The lift was announced when Chinese President Xi Jinping and US President Donald Trump met in Mar-a-Lago of Florida in early April. In exchange, the US agreed to allow the sale of Chinese cooked poultry in the US.

"It's a great opportunity," said Morgan, adding that his cattle raised in Montana's high elevation open country are very healthy and good quality and sought after by ranches in the Midwest.

On Friday morning, the backyard of his Morgan Ranch House hosted an agricultural forum co-chaired by Chinese Ambassador to the US Cui Tiankai and US Senator Steven Daines of Montana. Participants also included representatives of Montana ranches and farms, as well as a dozen commercial and agricultural officials from the Chinese embassy and US-based Chinese companies.

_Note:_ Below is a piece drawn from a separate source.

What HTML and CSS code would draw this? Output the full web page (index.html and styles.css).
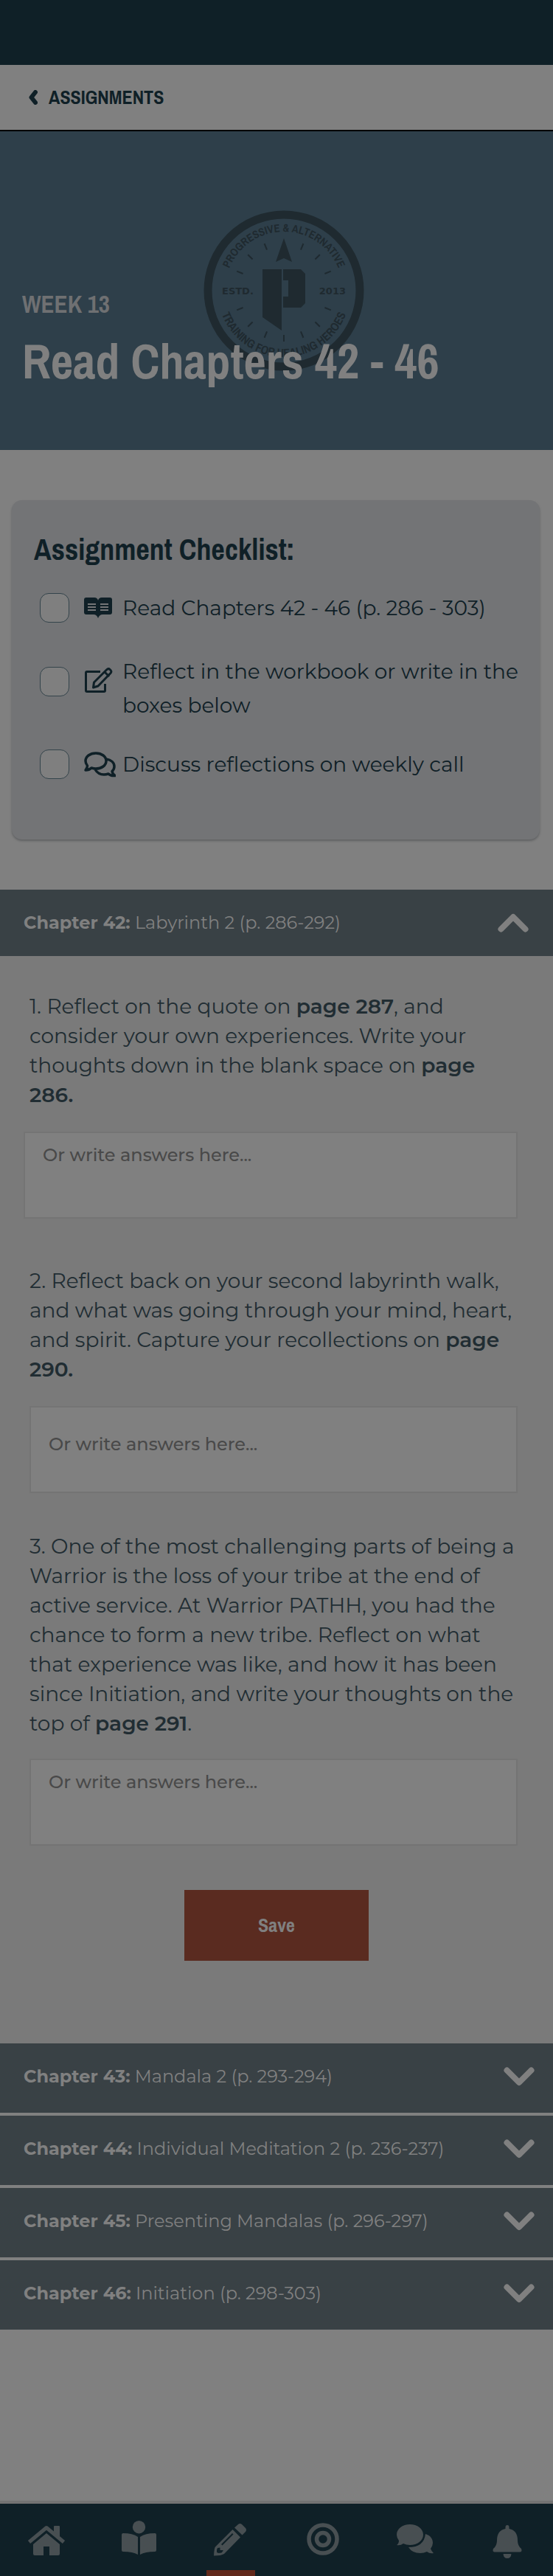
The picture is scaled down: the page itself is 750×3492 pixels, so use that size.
FILE: index.html
```html
<!DOCTYPE html>
<html lang="en">
<head>
<meta charset="utf-8">
<meta name="viewport" content="width=device-width, initial-scale=1">
<title>Week 13 – Read Chapters 42 - 46</title>
<link rel="stylesheet" href="styles.css">
</head>
<body>
<div class="status-bar"></div>
<header class="back-bar">
  <a class="back-link" href="#">
    <svg class="back-icon" viewBox="0 0 12 20" aria-hidden="true"><path d="M9 3 3.500 10 9 17" fill="none" stroke="currentColor" stroke-width="6" stroke-linecap="round" stroke-linejoin="round"/></svg>
    ASSIGNMENTS
  </a>
</header>

<main class="main">
  <section class="hero">
    <svg class="hero-logo" viewBox="-109 -109 218 218" aria-hidden="true">
      <defs>
        <path id="arc-top" d="M-80 0A80 80 0 0 1 80 0"/>
        <path id="arc-bottom" d="M-90 0A90 90 0 0 0 90 0"/>
        <path id="tick" d="M0-69V-60"/>
      </defs>
      <circle r="103" fill="none" stroke="currentColor" stroke-width="11"/>
      <g stroke="currentColor" stroke-width="2">
        <use href="#tick" transform="rotate(22.500)"/><use href="#tick" transform="rotate(45)"/><use href="#tick" transform="rotate(67.500)"/>
        <use href="#tick" transform="rotate(112.500)"/><use href="#tick" transform="rotate(135)"/><use href="#tick" transform="rotate(157.500)"/>
        <use href="#tick" transform="rotate(180)"/><use href="#tick" transform="rotate(202.500)"/><use href="#tick" transform="rotate(225)"/>
        <use href="#tick" transform="rotate(247.500)"/><use href="#tick" transform="rotate(292.500)"/><use href="#tick" transform="rotate(315)"/><use href="#tick" transform="rotate(337.500)"/>
      </g>
      <path fill="currentColor" d="M0-71 11-39 0-44-11-39ZM-29-29H-3V54L-29 36ZM-1-29H23L29-23V17L23 23H-1V8H6V-14H-1Z"/>
      <g fill="currentColor">
        <text class="logo-arc" text-anchor="middle"><textPath href="#arc-top" startOffset="50%">PROGRESSIVE &amp; ALTERNATIVE</textPath></text>
        <text class="logo-arc logo-arc-bottom" text-anchor="middle"><textPath href="#arc-bottom" startOffset="50%">TRAINING FOR HEALING HEROES</textPath></text>
        <text class="logo-side" x="-84" y="5">ESTD.</text>
        <text class="logo-side" x="84" y="5" text-anchor="end">2013</text>
      </g>
    </svg>
    <p class="hero-week">WEEK 13</p>
    <h1 class="hero-title">Read Chapters 42 - 46</h1>
  </section>

  <section class="checklist">
    <h2 class="checklist-title">Assignment Checklist:</h2>
    <label class="task">
      <input class="task-box" type="checkbox">
      <svg class="task-icon" viewBox="0 0 40 30" aria-hidden="true"><path fill="currentColor" d="M4 1H15Q19 1 20 5 21 1 25 1H36Q39 1 39 4V21Q39 24 36 24H26Q22 24 20 29 18 24 14 24H4Q1 24 1 21V4Q1 1 4 1Z"/><path stroke="#737476" stroke-width="2" d="M6 10H17M6 14H17M6 18H17M23 10H34M23 14H34M23 18H34"/></svg>
      <span class="task-text">Read Chapters 42 - 46 (p. 286 - 303)</span>
    </label>
    <label class="task task-double">
      <input class="task-box" type="checkbox">
      <svg class="task-icon" viewBox="0 0 40 36" aria-hidden="true"><g fill="none" stroke="currentColor" stroke-width="3" stroke-linejoin="round"><path d="M23 6.500H5Q3.500 6.500 3.500 8V32Q3.500 33.500 5 33.500H28Q29.500 33.500 29.500 32V23"/><path d="M13.500 28 14.500 21 31.500 4Q34 1.500 36 3.500L37 4.500Q39 6.500 36.500 9L20 26Z"/><path d="m29 7 6 6"/></g></svg>
      <span class="task-text">Reflect in the workbook or write in the boxes below</span>
    </label>
    <label class="task">
      <input class="task-box" type="checkbox">
      <svg class="task-icon task-icon-chat" viewBox="0 0 44 36" aria-hidden="true"><g fill="none" stroke="currentColor" stroke-width="3.500" stroke-linejoin="round"><path d="M17 3C25 3 31 7.500 31 13.500S25 24 17 24Q14 24 11 23 8 26 3 26 5.500 23 5.500 20 3 17 3 13.500C3 7.500 9 3 17 3Z"/><path d="M31 11C38 12 42 16 42 21Q42 25 39 27.500 39.500 31 43 33.500 37 34 34 31 31 32 28 32 20 32 16 25"/></g></svg>
      <span class="task-text">Discuss reflections on weekly call</span>
    </label>
  </section>

  <section class="chapter">
    <button class="chapter-head chapter-head-open" type="button" aria-expanded="true">
      <span><b>Chapter 42:</b> Labyrinth 2 (p. 286-292)</span>
      <svg class="chevron" viewBox="0 0 42 26" aria-hidden="true"><path d="M4.500 21.500 21 5 37.500 21.500"/></svg>
    </button>
    <form class="panel">
      <label class="question" for="answer-1">1. Reflect on the quote on <b>page 287</b>, and consider your own experiences. Write your thoughts down in the blank space on <b>page 286.</b></label>
      <textarea class="answer answer-wide" id="answer-1" placeholder="Or write answers here..."></textarea>
      <label class="question" for="answer-2">2. Reflect back on your second labyrinth walk, and what was going through your mind, heart, and spirit. Capture your recollections on <b>page 290.</b></label>
      <textarea class="answer answer-middle" id="answer-2" placeholder="Or write answers here..."></textarea>
      <label class="question question-long" for="answer-3">3. One of the most challenging parts of being a Warrior is the loss of your tribe at the end of active service. At Warrior PATHH, you had the chance to form a new tribe. Reflect on what that experience was like, and how it has been since Initiation, and write your thoughts on the top of <b>page 291</b>.</label>
      <textarea class="answer answer-last" id="answer-3" placeholder="Or write answers here..."></textarea>
      <button class="save" type="button">Save</button>
    </form>
  </section>

  <div class="chapter-list">
    <button class="chapter-head" type="button" aria-expanded="false"><span><b>Chapter 43:</b> Mandala 2 (p. 293-294)</span><svg class="chevron" viewBox="0 0 42 26" aria-hidden="true"><path d="M4.500 4.500 21 21 37.500 4.500"/></svg></button>
    <button class="chapter-head" type="button" aria-expanded="false"><span><b>Chapter 44:</b> Individual Meditation 2 (p. 236-237)</span><svg class="chevron" viewBox="0 0 42 26" aria-hidden="true"><path d="M4.500 4.500 21 21 37.500 4.500"/></svg></button>
    <button class="chapter-head" type="button" aria-expanded="false"><span><b>Chapter 45:</b> Presenting Mandalas (p. 296-297)</span><svg class="chevron" viewBox="0 0 42 26" aria-hidden="true"><path d="M4.500 4.500 21 21 37.500 4.500"/></svg></button>
    <button class="chapter-head" type="button" aria-expanded="false"><span><b>Chapter 46:</b> Initiation (p. 298-303)</span><svg class="chevron" viewBox="0 0 42 26" aria-hidden="true"><path d="M4.500 4.500 21 21 37.500 4.500"/></svg></button>
  </div>
</main>

<nav class="tabs">
  <a class="tab" href="#" aria-label="Home"><svg class="tab-icon" viewBox="0 0 52 52"><path fill="none" stroke="currentColor" stroke-width="5" stroke-linejoin="round" d="M2.500 29 26 9.500 49.500 29"/><path fill="currentColor" d="M36 8Q36 7 37 7H43Q44 7 44 8V22L36 15ZM26 17 44 32V45Q44 47 42 47H30V35H22V47H10Q8 47 8 45V32Z"/></svg></a>
  <a class="tab" href="#" aria-label="Reading"><svg class="tab-icon" viewBox="0 0 52 52"><circle cx="26.500" cy="8.700" r="8.700" fill="currentColor"/><path fill="currentColor" d="M5 17Q18 17 25 22V46Q18 42 5 42 3 42 3 40V19Q3 17 5 17ZM48 17Q35 17 28 22V46Q35 42 48 42 50 42 50 40V19Q50 17 48 17Z"/></svg></a>
  <a class="tab tab-active" href="#" aria-label="Assignments" aria-current="page"><svg class="tab-icon" viewBox="0 0 52 52"><path fill="currentColor" d="M36 5Q38.500 3 41 5L46 10Q48 12.500 46 15L41.500 19.500 31 9.500Z"/><path fill="currentColor" fill-rule="evenodd" d="M28.500 12 39 22.500 17 45Q13 47.500 3 47.500 3.500 37 5 35.500ZM28 17 13 32 14.500 33.500 29.500 18.500ZM8 37 7 39.500V43L9.500 44 13.500 43.500 15.500 41V40H11.500V36.500Z"/></svg></a>
  <a class="tab" href="#" aria-label="Goals"><svg class="tab-icon" viewBox="0 0 52 52"><g fill="none" stroke="currentColor" stroke-width="5.500"><circle cx="26" cy="25" r="19"/><circle cx="26" cy="25" r="8.500"/></g></svg></a>
  <a class="tab" href="#" aria-label="Messages"><svg class="tab-icon" viewBox="0 0 52 52"><path fill="currentColor" d="M19 5C29 5 37 11 37 19S29 33 19 33Q14 33 10 31 6 34 1 33 4 31 4 27 1 23 1 19C1 11 9 5 19 5Z"/><path fill="currentColor" d="M40 18C47 20 50 25 50 30Q50 34 47 38 48 41 51 44 46 45 42 42 38 44 33 44 22 44 17 36 38 36 40 18Z"/></svg></a>
  <a class="tab" href="#" aria-label="Notifications"><svg class="tab-icon" viewBox="0 0 52 52"><path fill="currentColor" d="M23.500 9Q23.500 6 26 6T28.500 9V11Q40 13 40 27 40 34 45 38 46.500 42 43.500 42.500H8.500Q5.500 42 7 38 12 34 12 27 12 13 23.500 11ZM20.500 45H31.500Q31 51 26 51T20.500 45Z"/></svg></a>
</nav>
</body>
</html>
```
FILE: styles.css
```css
* { box-sizing: border-box; }

:root {
  --ink: #0f2027;
  --paper: #808080;
  --slate: #394145;
  --display: "Archivo Narrow", "Roboto Condensed", sans-serif;
  --text: Montserrat, Inter, sans-serif;
}

body {
  margin: 0;
  min-height: 100vh;
  display: flex;
  flex-direction: column;
  background: var(--paper);
  color: var(--ink);
  font-family: var(--text);
}

h1, h2, p { margin: 0; }
button, textarea { font-family: inherit; }

.status-bar { height: 88px; background: var(--ink); }

.back-bar {
  display: flex;
  align-items: center;
  height: 90px;
  padding: 0 39px;
  border-bottom: 2px solid #000;
}
.back-link {
  display: flex;
  align-items: center;
  gap: 15px;
  color: inherit;
  font: bold 26px/32px var(--display);
  text-decoration: none;
}
.back-icon { width: 12px; height: 20px; }

.main { flex: 1; }

.hero {
  position: relative;
  height: 432px;
  padding: 214px 30px 0;
  background: #2e3f4a;
  color: var(--paper);
}
.hero-logo {
  position: absolute;
  top: 107px;
  left: calc(50% + 10px);
  width: 218px;
  height: 218px;
  margin-left: -109px;
  color: #1f2a30;
}
.logo-arc { font: bold 15px var(--display); }
.logo-arc-bottom { font-size: 16px; }
.logo-side { font: bold 13px "DejaVu Sans", sans-serif; }
.hero-week {
  position: relative;
  color: #6f7072;
  font: bold 33px/40px var(--display);
}
.hero-title {
  position: relative;
  margin-top: 18px;
  font: bold 66px/80px var(--display);
}

.checklist {
  margin: 68px 18px 68px 16px;
  min-height: 460px;
  padding: 42px 20px 40px 30px;
  border-radius: 14px;
  background: #737476;
  box-shadow: 0 2px 3px #5f6162;
}
.checklist-title {
  margin-bottom: 31px;
  font: bold 40px/50px var(--display);
}
.task {
  display: flex;
  align-items: center;
  padding-left: 8px;
  font-size: 28px;
  line-height: 46px;
}
.task-double {
  align-items: flex-start;
  margin: 40px 0 34px;
}
.task-box {
  appearance: none;
  flex: none;
  width: 40px;
  height: 40px;
  margin: 0 19px 0 0;
  border: 1px solid #34444b;
  border-radius: 12px;
  background: #7f7f7f;
}
.task-icon { flex: none; width: 40px; margin-right: 13px; }
.task-icon-chat { width: 44px; margin-right: 9px; }
.task-double .task-box,
.task-double .task-icon { margin-top: 17px; }

.chapter-head {
  display: flex;
  align-items: center;
  justify-content: space-between;
  width: 100%;
  height: 94px;
  padding: 0 25px 4px 32px;
  border: 0;
  background: var(--slate);
  color: var(--paper);
  font-size: 24px;
  line-height: 32px;
  text-align: left;
}
.chapter-head b { font-weight: 700; }
.chapter-head-open { height: 90px; padding: 0 33px 0 32px; }
.chevron { flex: none; width: 42px; height: 26px; }
.chevron path {
  fill: none;
  stroke: currentColor;
  stroke-width: 8px;
  stroke-linecap: round;
  stroke-linejoin: round;
}

.panel {
  padding: 48px 40px 112px;
  background: #7a7a7a;
  color: #212d33;
}
.question {
  display: block;
  margin-bottom: 30px;
  font-size: 28px;
  line-height: 40px;
}
.question b { font-weight: 600; }
.question-long { margin-bottom: 28px; }
.answer {
  display: block;
  width: calc(100% - 8px);
  height: 118px;
  padding: 14px 24px;
  border: 2px solid #747474;
  background: var(--paper);
  color: inherit;
  font-size: 24px;
  font-weight: 500;
  line-height: 32px;
  resize: none;
}
.answer::placeholder { color: #494949; opacity: 1; }
.answer-wide { width: 100%; margin: 0 0 64px -8px; }
.answer-middle { margin-bottom: 52px; padding-top: 34px; }
.answer-last { margin-bottom: 60px; }
.save {
  display: block;
  width: 250px;
  height: 96px;
  margin: 0 auto;
  border: 0;
  background: #5a2b20;
  color: var(--paper);
  font: bold 26px/32px var(--display);
}

.chapter-list { display: grid; gap: 4px; }

.tabs {
  display: grid;
  grid-template-columns: repeat(6, 1fr);
  height: 102px;
  border-top: 4px solid #737373;
  background: var(--ink);
  color: #484f52;
}
.tab {
  display: flex;
  justify-content: center;
  padding-top: 23px;
  color: inherit;
}
.tab-icon { width: 52px; height: 52px; }
.tab-active {
  background: linear-gradient(#63291c, #63291c) center bottom / 66px 8px no-repeat;
}
```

"China is the second-largest beef import market in the world. This is a tremendous opportunity for Montana," said Daines, who travelled to China in April after the announcement of ban lift. On that trip, he brought a box of Montana steaks and an American flag with a cow logo as gifts to Chinese Premier Li Keqiang.

Daines said agriculture is Montana's single largest economic driver. "So by driving access to these markets, by shipping more beef into China, more grain into China, more sugar beets into China, it will increase jobs here in Montana, increase wages. And that's a big win," said Daines, who previously worked many years for Procter & Gamble in Hong Kong and on the Chinese mainland.

"We need it so badly now in Montana because of the revenue shortfall that is hitting the hell out of us. One way we can solve that problem is to ship more products to great markets like China," he said.